For a long time, the root of my website just forwarded you to this blog. The whole website itself was just a thin conceit for this blog, and I did very little else that warranted inclusion on the website.

But things have changed. The web has become more social, and having all of your information in isolation is almost not as important as being part of that digital social fragment. When twitter first came out, I contemplated writing my own version; not out of some vain attempt to better twitter, but because I am concerned about having control over my own data.

As it happens, this was a concern that left me out of all sorts of social websites. Why use a place like freshmeat or google code when I have a server and can run my own subversion? Why use twitter when I have a blog and could write a reasonable facsimile (for my own purposes, sans signups etc) in a weekend? All this, and I'd control the access to my data, be assured that it is backed up, and could port it to new systems over time to prevent bitrot.

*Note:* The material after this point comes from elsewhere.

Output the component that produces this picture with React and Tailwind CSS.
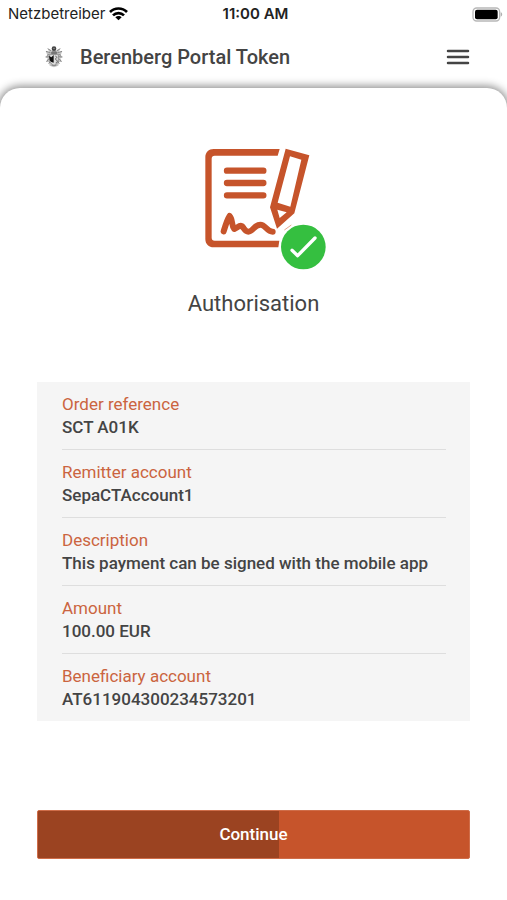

As time went on, I realized that the reason you use a service like twitter (or flickr, or indeed github) is for the visibility in such systems and the interaction with other like-minded people. People can't find my projects, or my blog, when they're on my own little server island in the world wide web ocean, but they're easy to find once they're registered on github, pypi, or twitter.

Still, there was this concern about my data, and a further concern that I still wanted the canonical representation of my online persona to be at my domain. For a day job, I'm humbled to work on a fantastic site that allows just this type of concentration of distributed social content, a place for you to call your own. Being a tinkerer and a developer, I still wanted to try play around with something that would firmly be a product of my own vision and ideals.

So, jmoiron.net has always pointed to /blog/, despite there being almost no other content on the site, because I always planned on putting a type of lifestream there, and over the last few weeks I've finally done so. At this point, it's fairly rudimentary; it pulls in my tweets, bitbucket & github checkins, and also the auto-generated summaries of these blog posts. I plan on adding pagination and perhaps another few services I use online.